Calgary & Southern Alberta

Calgary's Western Image

Early Stampede Star, Guy Weadick
Courtesy of the Calgary Herald

Since Calgary first became a city, its boom/bust economic cycles have alternately exasperated and exhilarated its promoters. Equally vexatious for promoters has been the uncertainty over which "Calgary" civic leaders and citizens wish to project. Calgary's western image has been associated over the years with the label of "Cowtown". For most people, the title is disparaging, conjuring images of dirty conditions, cattle roaming Main Street, and a general lack of concern about civic appearance. Historical fact lends some substance to the image. Like the residents of every western Canadian town, Calgarians in the early settlement days witnessed dust, dirt, and motley collections of animals in the streets. The town's untidy condition, however, was more a product of the shortage of financial and technological resources that plagued all prairie towns, than of citizen apathy.

As early as 1884, when Calgary was incorporated as a town, local boosters were envisioning Calgary as a metropolitan city, and creating numerous schemes to promote a quick ascent in status. In 1886, when local officials imposed laws requiring that major downtown buildings be constructed of sandstone rather than wood, Calgary began a physical transformation from a "Cowtown" to an imposing "Sandstone City". Changes in the town's physical appearance reflected and bolstered the great economic expectations voiced by civic leaders. Visitors and the eastern press saw the new sandstone buildings as indications of a solid, stable community in which business and investment would flourish. By this time, as the centre of the western cattle industry and many CPR operations, Calgary already had the full panoply of services and facilities associated with a "civilised" lifestyle, including elite social clubs, cultural venues, and corporate businesses.

Since World War I, numerous social and economic changes have continued to alter Calgarians' image of themselves. Although the cattle industry remained significant to Calgary's economy after World War I, it was no longer the dominant contributor. Agriculture also declined in the Post-War period, and the incredible population boom ceased. Calgary's economic and physical growth, once seemingly assured, stopped. The search for a new economic base acquired new focus and direction with the oil boom and the return to prosperity after World War II. To some, the new economy, which was explicitly urban in its emphasis, seemed to have little connection to its ranching and farming past.

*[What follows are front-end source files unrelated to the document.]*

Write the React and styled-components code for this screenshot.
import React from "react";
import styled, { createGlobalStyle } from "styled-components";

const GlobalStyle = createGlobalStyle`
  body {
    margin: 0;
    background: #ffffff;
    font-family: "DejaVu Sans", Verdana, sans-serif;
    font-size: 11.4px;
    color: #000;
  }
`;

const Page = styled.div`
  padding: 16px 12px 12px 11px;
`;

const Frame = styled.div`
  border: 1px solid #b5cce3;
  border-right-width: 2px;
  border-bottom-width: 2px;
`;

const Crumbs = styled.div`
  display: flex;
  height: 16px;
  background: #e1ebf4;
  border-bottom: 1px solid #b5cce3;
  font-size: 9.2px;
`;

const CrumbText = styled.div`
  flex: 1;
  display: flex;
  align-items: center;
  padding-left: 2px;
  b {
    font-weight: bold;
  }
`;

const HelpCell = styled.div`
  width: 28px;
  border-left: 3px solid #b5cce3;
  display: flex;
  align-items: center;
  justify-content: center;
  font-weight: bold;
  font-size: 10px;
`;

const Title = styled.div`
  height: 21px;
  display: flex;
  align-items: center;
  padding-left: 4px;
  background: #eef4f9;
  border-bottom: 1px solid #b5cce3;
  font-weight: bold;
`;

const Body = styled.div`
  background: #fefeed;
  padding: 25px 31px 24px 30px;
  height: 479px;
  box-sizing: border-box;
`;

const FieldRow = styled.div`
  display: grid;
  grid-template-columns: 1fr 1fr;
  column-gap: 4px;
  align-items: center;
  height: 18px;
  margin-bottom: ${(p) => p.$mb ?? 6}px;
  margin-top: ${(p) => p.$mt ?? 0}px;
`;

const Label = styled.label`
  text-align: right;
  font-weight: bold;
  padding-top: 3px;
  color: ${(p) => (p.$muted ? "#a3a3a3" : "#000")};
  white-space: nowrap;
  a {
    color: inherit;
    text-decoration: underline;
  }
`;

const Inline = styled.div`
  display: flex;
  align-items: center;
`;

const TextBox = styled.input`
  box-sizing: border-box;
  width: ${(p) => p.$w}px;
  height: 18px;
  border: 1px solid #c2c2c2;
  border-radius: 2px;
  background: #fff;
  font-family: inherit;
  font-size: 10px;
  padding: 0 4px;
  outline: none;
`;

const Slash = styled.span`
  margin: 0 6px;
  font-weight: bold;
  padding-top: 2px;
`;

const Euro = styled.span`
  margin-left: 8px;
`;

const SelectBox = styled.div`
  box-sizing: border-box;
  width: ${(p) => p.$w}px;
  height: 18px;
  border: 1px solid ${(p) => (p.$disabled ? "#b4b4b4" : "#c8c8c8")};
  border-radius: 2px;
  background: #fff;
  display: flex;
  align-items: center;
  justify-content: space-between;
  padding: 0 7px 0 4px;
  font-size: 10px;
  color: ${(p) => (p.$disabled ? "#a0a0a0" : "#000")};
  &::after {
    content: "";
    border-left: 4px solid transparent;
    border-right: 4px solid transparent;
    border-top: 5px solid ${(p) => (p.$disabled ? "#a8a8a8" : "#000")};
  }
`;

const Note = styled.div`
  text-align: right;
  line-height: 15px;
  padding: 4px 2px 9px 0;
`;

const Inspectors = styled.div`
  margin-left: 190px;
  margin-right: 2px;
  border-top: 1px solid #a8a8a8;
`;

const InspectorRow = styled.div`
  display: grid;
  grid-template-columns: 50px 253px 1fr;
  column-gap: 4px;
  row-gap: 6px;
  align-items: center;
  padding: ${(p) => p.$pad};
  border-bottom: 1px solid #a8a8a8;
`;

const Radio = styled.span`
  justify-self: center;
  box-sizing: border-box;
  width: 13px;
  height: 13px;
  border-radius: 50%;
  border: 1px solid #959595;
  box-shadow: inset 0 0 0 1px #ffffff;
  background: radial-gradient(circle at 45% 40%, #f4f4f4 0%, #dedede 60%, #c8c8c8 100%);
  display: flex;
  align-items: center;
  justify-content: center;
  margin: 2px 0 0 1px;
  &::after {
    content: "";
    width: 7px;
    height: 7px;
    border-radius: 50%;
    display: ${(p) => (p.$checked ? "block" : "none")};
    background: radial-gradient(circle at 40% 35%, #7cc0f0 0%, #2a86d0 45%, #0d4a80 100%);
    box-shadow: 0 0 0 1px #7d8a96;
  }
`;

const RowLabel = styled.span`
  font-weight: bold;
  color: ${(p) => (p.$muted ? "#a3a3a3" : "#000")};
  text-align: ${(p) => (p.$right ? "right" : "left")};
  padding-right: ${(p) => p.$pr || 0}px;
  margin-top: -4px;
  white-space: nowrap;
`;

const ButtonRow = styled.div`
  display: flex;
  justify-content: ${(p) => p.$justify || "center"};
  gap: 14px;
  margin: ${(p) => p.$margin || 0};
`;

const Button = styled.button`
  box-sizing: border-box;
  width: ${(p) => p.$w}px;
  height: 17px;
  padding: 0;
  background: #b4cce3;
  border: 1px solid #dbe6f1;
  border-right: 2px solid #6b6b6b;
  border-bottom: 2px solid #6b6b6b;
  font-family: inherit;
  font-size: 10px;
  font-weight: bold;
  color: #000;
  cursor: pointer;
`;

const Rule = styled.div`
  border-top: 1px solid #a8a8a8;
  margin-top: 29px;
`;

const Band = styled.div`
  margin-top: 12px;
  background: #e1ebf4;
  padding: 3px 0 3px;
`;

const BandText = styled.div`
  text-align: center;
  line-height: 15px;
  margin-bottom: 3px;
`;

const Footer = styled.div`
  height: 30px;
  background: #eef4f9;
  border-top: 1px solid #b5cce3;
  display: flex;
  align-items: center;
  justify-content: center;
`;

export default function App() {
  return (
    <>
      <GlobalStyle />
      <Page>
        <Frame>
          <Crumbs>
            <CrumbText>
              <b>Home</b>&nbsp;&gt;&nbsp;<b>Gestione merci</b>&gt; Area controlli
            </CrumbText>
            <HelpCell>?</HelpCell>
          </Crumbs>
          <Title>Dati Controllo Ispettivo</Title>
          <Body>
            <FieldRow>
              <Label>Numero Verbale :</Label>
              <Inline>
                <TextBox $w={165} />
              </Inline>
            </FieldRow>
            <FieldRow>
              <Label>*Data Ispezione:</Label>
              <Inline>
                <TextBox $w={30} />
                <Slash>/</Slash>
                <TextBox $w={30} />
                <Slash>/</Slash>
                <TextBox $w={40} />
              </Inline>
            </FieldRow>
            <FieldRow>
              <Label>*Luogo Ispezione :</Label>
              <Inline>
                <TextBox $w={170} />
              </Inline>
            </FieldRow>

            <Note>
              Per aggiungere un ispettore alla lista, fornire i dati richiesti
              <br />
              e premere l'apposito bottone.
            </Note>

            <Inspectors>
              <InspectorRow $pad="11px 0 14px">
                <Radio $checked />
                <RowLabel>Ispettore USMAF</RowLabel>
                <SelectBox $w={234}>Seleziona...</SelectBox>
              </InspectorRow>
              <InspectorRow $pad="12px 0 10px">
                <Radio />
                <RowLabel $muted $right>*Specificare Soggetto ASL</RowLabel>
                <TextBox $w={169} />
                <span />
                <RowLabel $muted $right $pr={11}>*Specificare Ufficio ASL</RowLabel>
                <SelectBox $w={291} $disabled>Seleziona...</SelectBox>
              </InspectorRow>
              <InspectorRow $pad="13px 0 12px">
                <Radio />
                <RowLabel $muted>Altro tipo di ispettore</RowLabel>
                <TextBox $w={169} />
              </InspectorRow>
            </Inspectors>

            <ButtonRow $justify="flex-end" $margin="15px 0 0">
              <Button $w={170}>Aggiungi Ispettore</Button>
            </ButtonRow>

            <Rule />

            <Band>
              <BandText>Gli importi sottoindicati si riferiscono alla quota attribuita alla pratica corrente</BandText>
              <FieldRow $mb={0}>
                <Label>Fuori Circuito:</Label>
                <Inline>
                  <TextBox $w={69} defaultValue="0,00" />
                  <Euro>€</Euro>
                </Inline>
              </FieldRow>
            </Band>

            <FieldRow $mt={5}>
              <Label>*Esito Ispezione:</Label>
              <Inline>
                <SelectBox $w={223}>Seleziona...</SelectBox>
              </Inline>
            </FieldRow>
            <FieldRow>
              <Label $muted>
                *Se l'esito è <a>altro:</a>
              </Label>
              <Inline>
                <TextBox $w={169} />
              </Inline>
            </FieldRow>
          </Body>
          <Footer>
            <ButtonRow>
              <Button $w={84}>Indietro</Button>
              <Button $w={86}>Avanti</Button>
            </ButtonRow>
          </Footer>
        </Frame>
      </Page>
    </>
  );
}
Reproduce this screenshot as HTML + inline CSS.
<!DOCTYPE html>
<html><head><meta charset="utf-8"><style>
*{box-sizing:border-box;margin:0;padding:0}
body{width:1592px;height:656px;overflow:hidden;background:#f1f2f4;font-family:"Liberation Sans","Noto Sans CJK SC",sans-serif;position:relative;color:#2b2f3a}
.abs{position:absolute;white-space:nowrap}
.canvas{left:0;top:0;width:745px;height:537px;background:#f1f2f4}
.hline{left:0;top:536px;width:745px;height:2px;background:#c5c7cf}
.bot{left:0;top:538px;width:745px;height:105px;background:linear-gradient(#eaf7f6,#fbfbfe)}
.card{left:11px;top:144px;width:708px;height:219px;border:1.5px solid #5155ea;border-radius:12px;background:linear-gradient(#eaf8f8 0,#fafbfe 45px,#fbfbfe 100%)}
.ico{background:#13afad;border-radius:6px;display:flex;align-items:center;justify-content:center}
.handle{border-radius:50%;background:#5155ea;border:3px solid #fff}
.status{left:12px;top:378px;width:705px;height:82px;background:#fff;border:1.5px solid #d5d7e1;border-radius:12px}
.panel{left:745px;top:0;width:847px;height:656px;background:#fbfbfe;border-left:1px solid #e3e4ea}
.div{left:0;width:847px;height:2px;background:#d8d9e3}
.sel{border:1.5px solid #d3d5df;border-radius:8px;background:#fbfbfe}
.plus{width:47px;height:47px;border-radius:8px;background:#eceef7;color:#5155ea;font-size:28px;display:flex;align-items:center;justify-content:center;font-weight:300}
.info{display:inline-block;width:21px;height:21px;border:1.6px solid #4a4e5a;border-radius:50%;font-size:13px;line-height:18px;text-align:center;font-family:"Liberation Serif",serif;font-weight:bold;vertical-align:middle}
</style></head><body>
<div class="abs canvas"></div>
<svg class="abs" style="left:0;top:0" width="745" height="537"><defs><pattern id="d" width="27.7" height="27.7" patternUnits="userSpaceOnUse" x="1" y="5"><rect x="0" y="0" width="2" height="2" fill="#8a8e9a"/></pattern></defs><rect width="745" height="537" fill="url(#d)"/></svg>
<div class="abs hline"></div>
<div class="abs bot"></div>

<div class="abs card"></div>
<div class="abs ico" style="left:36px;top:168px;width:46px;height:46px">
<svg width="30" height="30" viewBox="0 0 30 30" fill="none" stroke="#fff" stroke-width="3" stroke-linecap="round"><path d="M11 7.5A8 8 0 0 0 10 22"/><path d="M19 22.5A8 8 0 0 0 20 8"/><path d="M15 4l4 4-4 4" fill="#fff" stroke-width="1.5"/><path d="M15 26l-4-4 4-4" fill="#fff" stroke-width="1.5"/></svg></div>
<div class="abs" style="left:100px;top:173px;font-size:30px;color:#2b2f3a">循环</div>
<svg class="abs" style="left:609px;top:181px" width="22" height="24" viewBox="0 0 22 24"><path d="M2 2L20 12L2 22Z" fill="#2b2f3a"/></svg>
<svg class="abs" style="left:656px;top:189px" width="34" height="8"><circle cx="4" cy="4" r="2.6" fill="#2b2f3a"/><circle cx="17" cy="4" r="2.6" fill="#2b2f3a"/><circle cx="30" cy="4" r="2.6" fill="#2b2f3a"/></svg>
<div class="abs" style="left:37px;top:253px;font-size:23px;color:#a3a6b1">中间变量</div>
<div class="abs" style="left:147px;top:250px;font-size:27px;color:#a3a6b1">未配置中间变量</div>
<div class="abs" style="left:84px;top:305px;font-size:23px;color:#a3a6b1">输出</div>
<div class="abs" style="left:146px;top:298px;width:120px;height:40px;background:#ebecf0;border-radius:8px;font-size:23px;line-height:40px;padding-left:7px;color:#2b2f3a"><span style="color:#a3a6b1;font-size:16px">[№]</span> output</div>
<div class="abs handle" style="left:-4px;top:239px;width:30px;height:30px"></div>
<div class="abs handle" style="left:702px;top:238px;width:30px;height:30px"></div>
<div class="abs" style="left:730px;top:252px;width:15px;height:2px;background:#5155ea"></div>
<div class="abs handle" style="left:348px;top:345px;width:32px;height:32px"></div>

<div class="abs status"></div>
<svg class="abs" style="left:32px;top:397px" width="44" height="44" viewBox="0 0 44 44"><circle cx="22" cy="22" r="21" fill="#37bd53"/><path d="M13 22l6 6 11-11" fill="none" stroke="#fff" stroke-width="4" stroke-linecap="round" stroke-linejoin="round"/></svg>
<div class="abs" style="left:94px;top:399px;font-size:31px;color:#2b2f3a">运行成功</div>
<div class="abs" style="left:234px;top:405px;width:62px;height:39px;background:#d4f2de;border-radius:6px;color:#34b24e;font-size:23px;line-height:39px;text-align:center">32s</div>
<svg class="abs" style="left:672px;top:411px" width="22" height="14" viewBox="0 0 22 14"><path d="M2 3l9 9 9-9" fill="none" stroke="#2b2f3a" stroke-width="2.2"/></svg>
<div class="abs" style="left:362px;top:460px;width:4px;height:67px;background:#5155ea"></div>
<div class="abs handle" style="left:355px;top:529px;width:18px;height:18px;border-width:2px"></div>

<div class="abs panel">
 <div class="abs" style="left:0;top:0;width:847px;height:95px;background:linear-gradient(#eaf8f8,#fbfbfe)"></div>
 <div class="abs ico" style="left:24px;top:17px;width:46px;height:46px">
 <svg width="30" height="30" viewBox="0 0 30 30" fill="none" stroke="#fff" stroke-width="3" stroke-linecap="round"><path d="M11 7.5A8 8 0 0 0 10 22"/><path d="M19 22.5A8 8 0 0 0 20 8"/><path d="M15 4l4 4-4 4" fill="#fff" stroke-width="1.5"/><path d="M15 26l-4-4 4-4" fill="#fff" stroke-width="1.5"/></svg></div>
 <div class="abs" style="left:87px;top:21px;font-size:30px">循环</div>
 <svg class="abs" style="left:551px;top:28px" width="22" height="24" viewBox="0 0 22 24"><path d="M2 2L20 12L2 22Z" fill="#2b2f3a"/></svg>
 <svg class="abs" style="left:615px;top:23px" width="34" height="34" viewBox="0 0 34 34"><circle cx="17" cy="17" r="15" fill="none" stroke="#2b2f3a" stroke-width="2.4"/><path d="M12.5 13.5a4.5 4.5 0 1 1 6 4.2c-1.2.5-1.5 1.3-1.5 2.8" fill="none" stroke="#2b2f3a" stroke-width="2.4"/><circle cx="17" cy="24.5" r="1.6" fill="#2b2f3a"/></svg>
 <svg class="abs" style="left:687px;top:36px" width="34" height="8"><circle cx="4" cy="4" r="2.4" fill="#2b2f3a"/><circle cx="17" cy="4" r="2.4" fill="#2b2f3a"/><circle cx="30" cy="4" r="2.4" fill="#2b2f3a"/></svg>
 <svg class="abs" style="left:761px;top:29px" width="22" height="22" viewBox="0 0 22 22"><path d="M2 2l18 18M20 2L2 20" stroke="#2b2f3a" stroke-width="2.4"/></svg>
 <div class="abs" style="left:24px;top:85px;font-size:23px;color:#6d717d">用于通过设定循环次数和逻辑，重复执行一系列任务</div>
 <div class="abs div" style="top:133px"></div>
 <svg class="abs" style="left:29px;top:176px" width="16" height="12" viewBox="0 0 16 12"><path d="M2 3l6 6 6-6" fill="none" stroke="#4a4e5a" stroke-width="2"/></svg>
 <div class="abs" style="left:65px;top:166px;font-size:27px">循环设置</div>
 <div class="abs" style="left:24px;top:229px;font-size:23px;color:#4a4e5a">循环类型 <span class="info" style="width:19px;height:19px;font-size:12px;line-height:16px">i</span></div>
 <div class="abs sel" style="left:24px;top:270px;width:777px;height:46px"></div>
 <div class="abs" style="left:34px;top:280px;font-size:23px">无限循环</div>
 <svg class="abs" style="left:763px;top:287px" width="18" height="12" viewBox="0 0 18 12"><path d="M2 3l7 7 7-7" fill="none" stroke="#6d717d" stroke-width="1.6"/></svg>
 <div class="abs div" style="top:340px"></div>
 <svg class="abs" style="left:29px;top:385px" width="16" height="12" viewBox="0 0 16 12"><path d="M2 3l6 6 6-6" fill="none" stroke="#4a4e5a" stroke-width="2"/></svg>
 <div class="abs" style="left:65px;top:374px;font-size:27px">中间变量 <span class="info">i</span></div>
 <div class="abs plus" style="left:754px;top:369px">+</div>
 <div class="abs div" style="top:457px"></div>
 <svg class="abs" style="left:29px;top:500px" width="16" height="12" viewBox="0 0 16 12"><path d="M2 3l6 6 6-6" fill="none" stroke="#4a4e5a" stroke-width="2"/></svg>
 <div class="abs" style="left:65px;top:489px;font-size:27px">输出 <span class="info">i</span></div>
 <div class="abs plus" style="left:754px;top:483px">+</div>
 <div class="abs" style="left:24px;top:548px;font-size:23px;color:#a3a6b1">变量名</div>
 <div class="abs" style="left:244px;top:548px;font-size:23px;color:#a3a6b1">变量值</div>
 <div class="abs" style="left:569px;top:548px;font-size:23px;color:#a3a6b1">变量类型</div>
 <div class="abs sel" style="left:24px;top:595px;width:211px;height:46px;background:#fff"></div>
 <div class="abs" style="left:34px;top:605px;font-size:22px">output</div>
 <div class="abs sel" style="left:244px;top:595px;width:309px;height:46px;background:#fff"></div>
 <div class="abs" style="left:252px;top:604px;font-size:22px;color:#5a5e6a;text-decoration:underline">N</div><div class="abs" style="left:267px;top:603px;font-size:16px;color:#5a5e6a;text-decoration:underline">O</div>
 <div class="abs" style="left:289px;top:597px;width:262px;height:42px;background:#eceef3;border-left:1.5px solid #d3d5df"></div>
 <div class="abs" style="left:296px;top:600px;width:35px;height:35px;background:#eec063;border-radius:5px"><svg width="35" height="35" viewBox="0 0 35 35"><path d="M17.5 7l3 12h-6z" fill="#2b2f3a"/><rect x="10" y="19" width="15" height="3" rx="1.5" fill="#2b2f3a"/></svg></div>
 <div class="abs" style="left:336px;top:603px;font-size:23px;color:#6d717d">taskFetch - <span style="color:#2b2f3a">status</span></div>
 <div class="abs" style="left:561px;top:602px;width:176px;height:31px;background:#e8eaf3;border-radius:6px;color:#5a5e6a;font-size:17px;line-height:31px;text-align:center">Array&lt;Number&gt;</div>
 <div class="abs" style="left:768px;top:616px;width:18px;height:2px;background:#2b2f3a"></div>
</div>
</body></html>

The success of the oil and natural gas industry coincided with broad technological advances that changed lifestyles after the War. Half of Alberta's population was composed of urban dwellers by 1950. While many rural southern Albertans moved to Calgary, the city also drew newcomers from other more distant towns and cities. Since the 1960s, fewer and fewer Calgarians have been able to trace their roots to southern Alberta ranching and agriculture. Not surprisingly, many current residents feel little attachment to Calgary's western image, and view the continued cultivation of this image as an impediment to a more appropriate contemporary cosmopolitan view of the city.

In recent years, Calgary has regularly addressed the question of what image its citizens now wish to project. Few image-related issues have engendered more debate than those concerning the Calgary Stampede. Some people argue that the yearly event furthers an inaccurate and unflattering "Cowtown" image. Nonetheless, it remains that the traditional western image provides substantial revenue for the city. Today, the Stampede alone pumps $235 million into the city's economy, and accounts for some 20 percent of tourism spending. Moreover, recent surveys of the tourism industry indicate that the international appetite for the western experience traditionally offered by Calgary has not yet been satiated. Present-day boosters, like their predecessors who began the Stampede and its related appeals to tourism, will not likely dispense with Stampede revenues without protest.